SEOUL: Round-up of South Korean financial markets:
** South Korean shares closed at a record high on Friday and posted a sixth straight weekly gain, as they tracked Wall Street's gains on upbeat jobs data and US infrastructure deal. The won strengthened and the benchmark bond yield rose.
** The KOSPI closed up 16.74 points, or 0.51%, at 3,302.84, extending gains to a fourth straight session.
** The Nasdaq and the S&P 500 indexes closed at record highs on Thursday, after US President Joe Biden embraced a bipartisan Senate infrastructure deal that is expected to extend the recovery in the world's largest economy.
** For the week, it gained 1.07%, the sharpest in three weeks and following a 0.57% gain a week earlier.

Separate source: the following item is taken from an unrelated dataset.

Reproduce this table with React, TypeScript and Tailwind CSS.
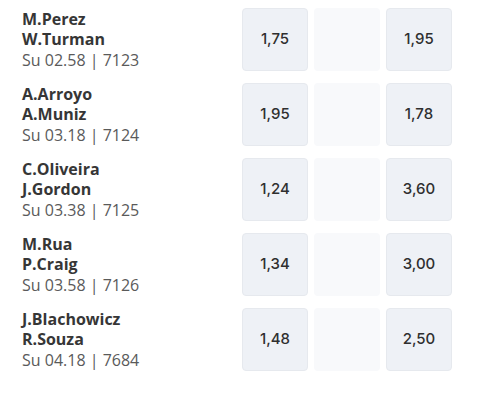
import React from 'react';

type Match = {
  home: string;
  away: string;
  meta: string;
  odd1: string;
  odd2: string;
};

const matches: Match[] = [
  { home: 'M.Perez', away: 'W.Turman', meta: 'Su 02.58 | 7123', odd1: '1,75', odd2: '1,95' },
  { home: 'A.Arroyo', away: 'A.Muniz', meta: 'Su 03.18 | 7124', odd1: '1,95', odd2: '1,78' },
  { home: 'C.Oliveira', away: 'J.Gordon', meta: 'Su 03.38 | 7125', odd1: '1,24', odd2: '3,60' },
  { home: 'M.Rua', away: 'P.Craig', meta: 'Su 03.58 | 7126', odd1: '1,34', odd2: '3,00' },
  { home: 'J.Blachowicz', away: 'R.Souza', meta: 'Su 04.18 | 7684', odd1: '1,48', odd2: '2,50' },
];

const OddBox = ({ value }: { value?: string }) => {
  if (!value) {
    return <div className="w-[66px] h-[63px] rounded bg-[#f8f9fb]" />;
  }
  return (
    <div className="w-[66px] h-[63px] rounded bg-[#eef1f6] border border-[#e6e9ee] flex items-center justify-center text-[15px] font-medium text-[#2f2f2f] font-['Inter',sans-serif]">
      {value}
    </div>
  );
};

export default function App() {
  return (
    <div className="w-[477px] h-[400px] bg-white pt-2 pl-[22px] pr-[25px] flex flex-col gap-3">
      {matches.map((m) => (
        <div key={m.meta} className="flex items-center">
          <div className="flex-1 font-['Open_Sans',sans-serif] text-[16px] leading-[20.5px]">
            <div className="font-bold text-[#363636]">{m.home}</div>
            <div className="font-bold text-[#363636]">{m.away}</div>
            <div className="text-[#5a5a5a]">{m.meta}</div>
          </div>
          <div className="flex gap-[6px]">
            <OddBox value={m.odd1} />
            <OddBox />
            <OddBox value={m.odd2} />
          </div>
        </div>
      ))}
    </div>
  );
}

** Among heavyweights, technology giant Samsung Electronics and SK Hynix rose 0.19% and 1.98%, respectively, while battery maker LG Chem added 0.84%.
** Foreigners were net buyers of 245.7 billion won ($217.95 million) worth of shares on the main board.
** The won ended at 1,127.7 per dollar on the onshore settlement platform, 0.64% higher than its previous close at 1,134.9.
** It rose 0.41% for the week, rebounding from a 1.90% decline in the previous week.
** In offshore trading, the won was quoted at 1,127.8 per dollar, up 0.3% from the previous day, while in non-deliverable forward trading, its one-month contract was quoted at 1,127.8.
** In money and debt markets, September futures on three-year treasury bonds fell 0.16 points to 109.98.
** The most liquid 3-year Korean treasury bond yield rose by 4.4 basis points to 1.428%, while the benchmark 10-year yield rose by 4.9 basis points to 2.106%.